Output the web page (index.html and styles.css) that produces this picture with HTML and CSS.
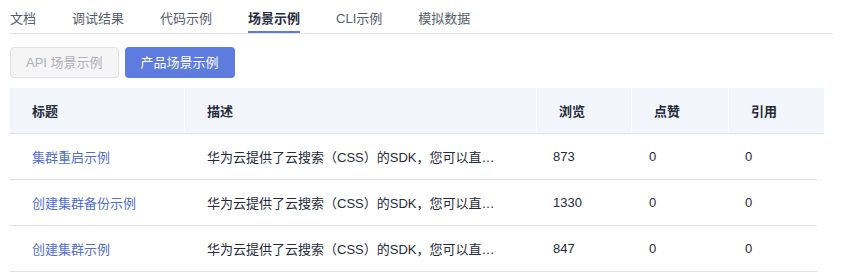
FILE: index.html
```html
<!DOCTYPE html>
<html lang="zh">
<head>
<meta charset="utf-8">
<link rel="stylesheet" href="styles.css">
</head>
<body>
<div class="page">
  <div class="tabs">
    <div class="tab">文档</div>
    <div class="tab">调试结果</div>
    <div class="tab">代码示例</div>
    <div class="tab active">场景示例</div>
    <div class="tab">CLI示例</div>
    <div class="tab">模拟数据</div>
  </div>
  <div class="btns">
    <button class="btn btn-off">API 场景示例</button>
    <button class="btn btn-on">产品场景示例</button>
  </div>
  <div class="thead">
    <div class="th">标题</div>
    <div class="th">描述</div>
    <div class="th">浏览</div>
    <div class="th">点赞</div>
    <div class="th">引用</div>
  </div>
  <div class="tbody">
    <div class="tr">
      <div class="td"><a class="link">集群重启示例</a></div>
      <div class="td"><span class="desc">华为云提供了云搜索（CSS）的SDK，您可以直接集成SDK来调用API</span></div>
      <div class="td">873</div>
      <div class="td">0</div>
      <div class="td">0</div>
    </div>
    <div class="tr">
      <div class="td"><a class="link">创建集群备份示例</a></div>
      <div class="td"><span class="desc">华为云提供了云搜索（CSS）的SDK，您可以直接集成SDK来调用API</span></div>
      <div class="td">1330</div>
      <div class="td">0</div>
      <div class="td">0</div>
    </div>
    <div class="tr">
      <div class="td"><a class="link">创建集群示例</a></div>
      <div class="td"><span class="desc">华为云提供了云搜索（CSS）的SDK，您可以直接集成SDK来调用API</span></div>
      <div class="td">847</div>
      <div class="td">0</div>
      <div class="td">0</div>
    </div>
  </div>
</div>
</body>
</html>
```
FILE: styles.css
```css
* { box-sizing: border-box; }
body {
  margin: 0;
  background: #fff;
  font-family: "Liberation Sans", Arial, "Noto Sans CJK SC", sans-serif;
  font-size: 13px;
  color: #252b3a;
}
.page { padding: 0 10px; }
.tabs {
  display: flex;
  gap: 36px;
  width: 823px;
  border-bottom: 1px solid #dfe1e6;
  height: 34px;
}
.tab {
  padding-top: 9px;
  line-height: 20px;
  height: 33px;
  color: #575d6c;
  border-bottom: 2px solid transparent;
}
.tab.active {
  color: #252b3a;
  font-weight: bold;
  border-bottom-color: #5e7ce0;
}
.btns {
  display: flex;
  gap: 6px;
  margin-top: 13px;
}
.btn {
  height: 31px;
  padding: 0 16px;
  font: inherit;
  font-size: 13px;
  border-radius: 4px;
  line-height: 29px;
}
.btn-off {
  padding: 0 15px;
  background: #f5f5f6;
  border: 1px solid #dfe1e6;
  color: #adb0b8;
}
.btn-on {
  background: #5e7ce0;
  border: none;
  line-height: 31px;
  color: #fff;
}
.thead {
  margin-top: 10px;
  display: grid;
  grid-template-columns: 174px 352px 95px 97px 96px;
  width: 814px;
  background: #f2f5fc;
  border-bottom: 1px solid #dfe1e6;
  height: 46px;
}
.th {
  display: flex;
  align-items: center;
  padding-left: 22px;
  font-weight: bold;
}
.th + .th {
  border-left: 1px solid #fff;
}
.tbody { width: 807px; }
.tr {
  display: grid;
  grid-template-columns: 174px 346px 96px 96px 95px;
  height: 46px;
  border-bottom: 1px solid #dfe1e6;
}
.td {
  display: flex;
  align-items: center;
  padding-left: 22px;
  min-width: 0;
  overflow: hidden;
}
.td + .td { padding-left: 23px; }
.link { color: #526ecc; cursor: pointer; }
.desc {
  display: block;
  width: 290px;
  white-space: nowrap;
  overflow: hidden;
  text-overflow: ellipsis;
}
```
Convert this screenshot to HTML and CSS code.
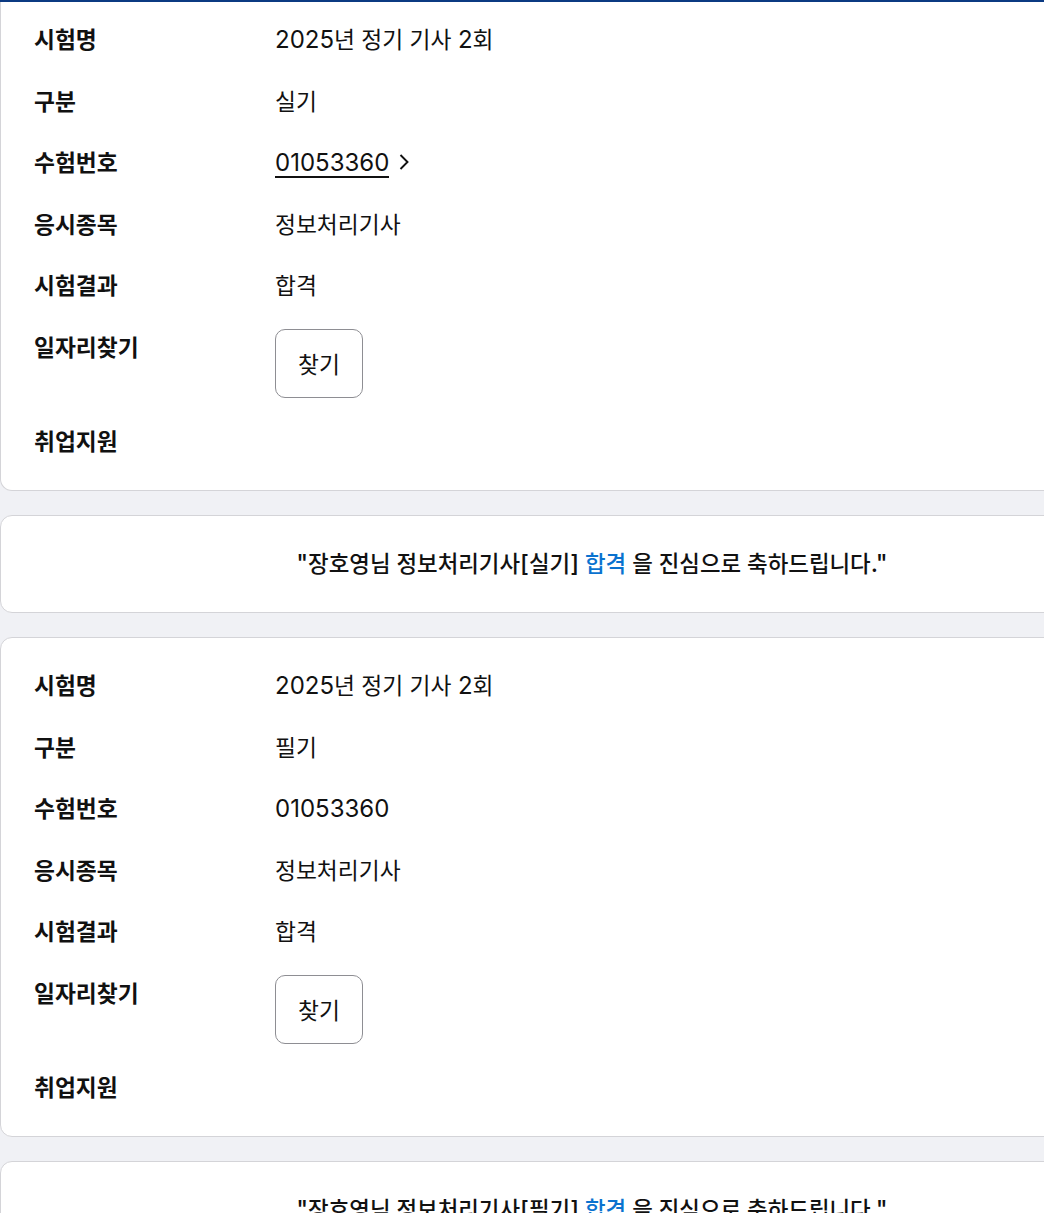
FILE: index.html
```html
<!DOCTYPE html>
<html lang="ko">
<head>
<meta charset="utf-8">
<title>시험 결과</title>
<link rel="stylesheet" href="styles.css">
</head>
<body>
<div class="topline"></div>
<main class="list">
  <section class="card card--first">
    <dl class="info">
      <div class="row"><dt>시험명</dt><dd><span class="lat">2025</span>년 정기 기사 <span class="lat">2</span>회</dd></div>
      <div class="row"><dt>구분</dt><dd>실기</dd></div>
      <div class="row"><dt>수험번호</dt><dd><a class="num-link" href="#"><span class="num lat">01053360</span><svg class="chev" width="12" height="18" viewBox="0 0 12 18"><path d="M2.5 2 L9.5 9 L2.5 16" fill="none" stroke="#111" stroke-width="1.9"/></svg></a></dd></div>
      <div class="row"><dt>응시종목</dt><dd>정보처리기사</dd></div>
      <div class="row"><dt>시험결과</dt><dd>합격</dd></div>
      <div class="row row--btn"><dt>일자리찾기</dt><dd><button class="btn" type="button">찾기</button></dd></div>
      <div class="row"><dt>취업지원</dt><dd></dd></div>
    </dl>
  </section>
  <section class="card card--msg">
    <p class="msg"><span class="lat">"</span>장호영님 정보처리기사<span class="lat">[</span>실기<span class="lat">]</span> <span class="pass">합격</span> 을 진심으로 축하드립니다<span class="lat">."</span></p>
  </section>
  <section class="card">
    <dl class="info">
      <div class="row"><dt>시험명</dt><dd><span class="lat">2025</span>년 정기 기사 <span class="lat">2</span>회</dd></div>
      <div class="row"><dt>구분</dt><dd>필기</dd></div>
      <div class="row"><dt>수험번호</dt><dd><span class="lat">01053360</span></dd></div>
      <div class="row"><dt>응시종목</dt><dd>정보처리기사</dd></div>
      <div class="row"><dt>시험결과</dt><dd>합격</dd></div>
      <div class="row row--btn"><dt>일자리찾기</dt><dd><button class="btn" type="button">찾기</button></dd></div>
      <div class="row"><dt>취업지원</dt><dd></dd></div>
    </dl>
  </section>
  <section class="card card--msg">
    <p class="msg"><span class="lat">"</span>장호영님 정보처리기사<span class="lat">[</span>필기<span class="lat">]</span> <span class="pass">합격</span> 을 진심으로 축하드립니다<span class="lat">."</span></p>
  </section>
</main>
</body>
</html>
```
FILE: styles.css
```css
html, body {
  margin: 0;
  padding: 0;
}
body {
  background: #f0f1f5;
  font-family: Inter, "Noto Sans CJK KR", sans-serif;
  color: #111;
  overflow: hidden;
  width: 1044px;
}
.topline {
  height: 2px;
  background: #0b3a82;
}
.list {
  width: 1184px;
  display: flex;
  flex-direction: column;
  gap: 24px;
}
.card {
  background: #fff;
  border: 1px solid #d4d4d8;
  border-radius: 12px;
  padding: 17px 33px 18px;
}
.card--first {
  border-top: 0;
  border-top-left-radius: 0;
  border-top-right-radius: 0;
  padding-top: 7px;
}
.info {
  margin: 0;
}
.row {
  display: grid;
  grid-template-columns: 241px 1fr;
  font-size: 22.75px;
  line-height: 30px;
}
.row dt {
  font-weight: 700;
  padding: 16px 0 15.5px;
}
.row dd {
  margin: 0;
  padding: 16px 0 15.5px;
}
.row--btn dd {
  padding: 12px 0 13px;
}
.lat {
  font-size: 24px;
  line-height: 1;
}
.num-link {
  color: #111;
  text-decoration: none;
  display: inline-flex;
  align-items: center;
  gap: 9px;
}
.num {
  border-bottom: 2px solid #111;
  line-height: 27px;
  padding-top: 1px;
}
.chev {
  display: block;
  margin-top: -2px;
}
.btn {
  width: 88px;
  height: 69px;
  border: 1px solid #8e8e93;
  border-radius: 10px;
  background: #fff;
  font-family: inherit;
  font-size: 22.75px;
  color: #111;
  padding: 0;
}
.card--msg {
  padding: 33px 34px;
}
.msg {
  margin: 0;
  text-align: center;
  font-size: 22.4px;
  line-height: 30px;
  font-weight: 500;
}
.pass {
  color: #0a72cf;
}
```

====================

Copy out every line with the word "page".

• FINAL ANSWER:
Output the web page (index.html and styles.css) that produces this picture with HTML and CSS.
<div class="page">
.page { padding: 0 10px; }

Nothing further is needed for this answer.